Goal of the exercise: Restate the listing that follows word for word, without its pictures.

Information supplied:
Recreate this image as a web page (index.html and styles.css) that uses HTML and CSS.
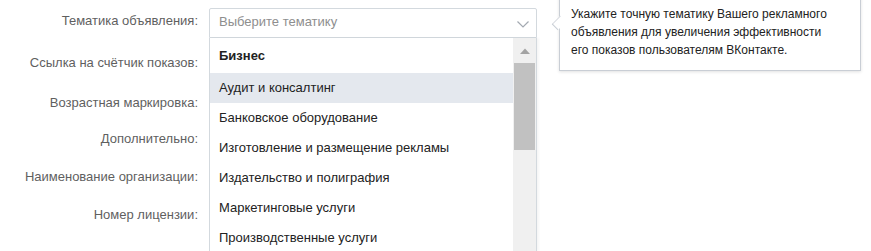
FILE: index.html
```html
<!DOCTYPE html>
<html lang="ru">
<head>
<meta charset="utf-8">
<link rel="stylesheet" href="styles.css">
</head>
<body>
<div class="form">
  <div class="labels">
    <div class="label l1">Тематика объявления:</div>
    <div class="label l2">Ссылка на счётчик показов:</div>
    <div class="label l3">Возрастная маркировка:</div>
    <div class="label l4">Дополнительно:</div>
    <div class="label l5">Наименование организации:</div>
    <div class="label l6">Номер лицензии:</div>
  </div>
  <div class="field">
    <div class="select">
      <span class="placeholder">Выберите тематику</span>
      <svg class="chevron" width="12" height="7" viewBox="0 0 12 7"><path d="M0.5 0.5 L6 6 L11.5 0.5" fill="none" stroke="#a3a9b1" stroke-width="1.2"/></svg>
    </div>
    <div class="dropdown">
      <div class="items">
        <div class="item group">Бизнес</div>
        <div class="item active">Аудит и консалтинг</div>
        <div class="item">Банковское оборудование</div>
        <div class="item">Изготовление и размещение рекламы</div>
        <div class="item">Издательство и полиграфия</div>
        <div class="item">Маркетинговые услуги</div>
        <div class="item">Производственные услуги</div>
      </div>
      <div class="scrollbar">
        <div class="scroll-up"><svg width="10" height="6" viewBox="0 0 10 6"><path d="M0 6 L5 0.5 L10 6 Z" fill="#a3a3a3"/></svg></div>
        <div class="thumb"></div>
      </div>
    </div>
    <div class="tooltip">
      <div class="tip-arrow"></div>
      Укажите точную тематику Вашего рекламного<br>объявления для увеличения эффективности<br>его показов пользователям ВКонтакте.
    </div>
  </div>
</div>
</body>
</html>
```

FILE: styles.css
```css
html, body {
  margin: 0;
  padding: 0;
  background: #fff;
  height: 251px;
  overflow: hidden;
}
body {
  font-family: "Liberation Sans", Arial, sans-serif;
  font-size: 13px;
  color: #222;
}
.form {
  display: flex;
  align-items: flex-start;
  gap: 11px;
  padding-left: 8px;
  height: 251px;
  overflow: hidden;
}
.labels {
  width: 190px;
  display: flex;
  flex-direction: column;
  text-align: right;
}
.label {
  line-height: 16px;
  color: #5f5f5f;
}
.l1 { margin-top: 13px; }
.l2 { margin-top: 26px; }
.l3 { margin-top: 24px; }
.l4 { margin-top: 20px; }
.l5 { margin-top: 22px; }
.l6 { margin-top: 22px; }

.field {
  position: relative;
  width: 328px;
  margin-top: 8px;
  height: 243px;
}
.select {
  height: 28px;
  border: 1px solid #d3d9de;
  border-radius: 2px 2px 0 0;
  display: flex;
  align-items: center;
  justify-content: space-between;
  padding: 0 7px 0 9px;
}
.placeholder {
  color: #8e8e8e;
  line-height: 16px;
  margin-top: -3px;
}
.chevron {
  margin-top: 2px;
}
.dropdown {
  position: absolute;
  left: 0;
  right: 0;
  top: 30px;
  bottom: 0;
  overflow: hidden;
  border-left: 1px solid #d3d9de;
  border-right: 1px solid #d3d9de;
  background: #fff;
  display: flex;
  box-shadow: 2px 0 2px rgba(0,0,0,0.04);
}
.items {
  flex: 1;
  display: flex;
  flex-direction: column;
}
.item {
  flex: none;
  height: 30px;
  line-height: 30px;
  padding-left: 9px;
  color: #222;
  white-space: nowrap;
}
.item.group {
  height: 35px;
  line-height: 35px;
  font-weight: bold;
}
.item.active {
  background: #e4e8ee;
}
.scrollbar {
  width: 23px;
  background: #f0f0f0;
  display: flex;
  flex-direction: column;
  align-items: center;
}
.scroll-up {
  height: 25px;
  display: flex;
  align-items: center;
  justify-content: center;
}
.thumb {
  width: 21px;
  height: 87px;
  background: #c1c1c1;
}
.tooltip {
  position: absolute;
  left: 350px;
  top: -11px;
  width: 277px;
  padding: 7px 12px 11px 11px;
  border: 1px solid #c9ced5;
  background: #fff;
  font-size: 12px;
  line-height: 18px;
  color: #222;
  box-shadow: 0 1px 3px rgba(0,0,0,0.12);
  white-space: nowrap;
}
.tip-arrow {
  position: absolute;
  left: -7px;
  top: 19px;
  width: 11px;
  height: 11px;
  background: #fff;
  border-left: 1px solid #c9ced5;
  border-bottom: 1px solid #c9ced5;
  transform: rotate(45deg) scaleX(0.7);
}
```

Task answer:
Recreate this image as a web page (index.html and styles.css) that uses HTML and CSS.
FILE: index.html
```html
<!DOCTYPE html>
<html lang="ru">
<head>
<meta charset="utf-8">
<link rel="stylesheet" href="styles.css">
</head>
<body>
<div class="form">
  <div class="labels">
    <div class="label l1">Тематика объявления:</div>
    <div class="label l2">Ссылка на счётчик показов:</div>
    <div class="label l3">Возрастная маркировка:</div>
    <div class="label l4">Дополнительно:</div>
    <div class="label l5">Наименование организации:</div>
    <div class="label l6">Номер лицензии:</div>
  </div>
  <div class="field">
    <div class="select">
      <span class="placeholder">Выберите тематику</span>
      <svg class="chevron" width="12" height="7" viewBox="0 0 12 7"><path d="M0.5 0.5 L6 6 L11.5 0.5" fill="none" stroke="#a3a9b1" stroke-width="1.2"/></svg>
    </div>
    <div class="dropdown">
      <div class="items">
        <div class="item group">Бизнес</div>
        <div class="item active">Аудит и консалтинг</div>
        <div class="item">Банковское оборудование</div>
        <div class="item">Изготовление и размещение рекламы</div>
        <div class="item">Издательство и полиграфия</div>
        <div class="item">Маркетинговые услуги</div>
        <div class="item">Производственные услуги</div>
      </div>
      <div class="scrollbar">
        <div class="scroll-up"><svg width="10" height="6" viewBox="0 0 10 6"><path d="M0 6 L5 0.5 L10 6 Z" fill="#a3a3a3"/></svg></div>
        <div class="thumb"></div>
      </div>
    </div>
    <div class="tooltip">
      <div class="tip-arrow"></div>
      Укажите точную тематику Вашего рекламного<br>объявления для увеличения эффективности<br>его показов пользователям ВКонтакте.
    </div>
  </div>
</div>
</body>
</html>
```

FILE: styles.css
```css
html, body {
  margin: 0;
  padding: 0;
  background: #fff;
  height: 251px;
  overflow: hidden;
}
body {
  font-family: "Liberation Sans", Arial, sans-serif;
  font-size: 13px;
  color: #222;
}
.form {
  display: flex;
  align-items: flex-start;
  gap: 11px;
  padding-left: 8px;
  height: 251px;
  overflow: hidden;
}
.labels {
  width: 190px;
  display: flex;
  flex-direction: column;
  text-align: right;
}
.label {
  line-height: 16px;
  color: #5f5f5f;
}
.l1 { margin-top: 13px; }
.l2 { margin-top: 26px; }
.l3 { margin-top: 24px; }
.l4 { margin-top: 20px; }
.l5 { margin-top: 22px; }
.l6 { margin-top: 22px; }

.field {
  position: relative;
  width: 328px;
  margin-top: 8px;
  height: 243px;
}
.select {
  height: 28px;
  border: 1px solid #d3d9de;
  border-radius: 2px 2px 0 0;
  display: flex;
  align-items: center;
  justify-content: space-between;
  padding: 0 7px 0 9px;
}
.placeholder {
  color: #8e8e8e;
  line-height: 16px;
  margin-top: -3px;
}
.chevron {
  margin-top: 2px;
}
.dropdown {
  position: absolute;
  left: 0;
  right: 0;
  top: 30px;
  bottom: 0;
  overflow: hidden;
  border-left: 1px solid #d3d9de;
  border-right: 1px solid #d3d9de;
  background: #fff;
  display: flex;
  box-shadow: 2px 0 2px rgba(0,0,0,0.04);
}
.items {
  flex: 1;
  display: flex;
  flex-direction: column;
}
.item {
  flex: none;
  height: 30px;
  line-height: 30px;
  padding-left: 9px;
  color: #222;
  white-space: nowrap;
}
.item.group {
  height: 35px;
  line-height: 35px;
  font-weight: bold;
}
.item.active {
  background: #e4e8ee;
}
.scrollbar {
  width: 23px;
  background: #f0f0f0;
  display: flex;
  flex-direction: column;
  align-items: center;
}
.scroll-up {
  height: 25px;
  display: flex;
  align-items: center;
  justify-content: center;
}
.thumb {
  width: 21px;
  height: 87px;
  background: #c1c1c1;
}
.tooltip {
  position: absolute;
  left: 350px;
  top: -11px;
  width: 277px;
  padding: 7px 12px 11px 11px;
  border: 1px solid #c9ced5;
  background: #fff;
  font-size: 12px;
  line-height: 18px;
  color: #222;
  box-shadow: 0 1px 3px rgba(0,0,0,0.12);
  white-space: nowrap;
}
.tip-arrow {
  position: absolute;
  left: -7px;
  top: 19px;
  width: 11px;
  height: 11px;
  background: #fff;
  border-left: 1px solid #c9ced5;
  border-bottom: 1px solid #c9ced5;
  transform: rotate(45deg) scaleX(0.7);
}
```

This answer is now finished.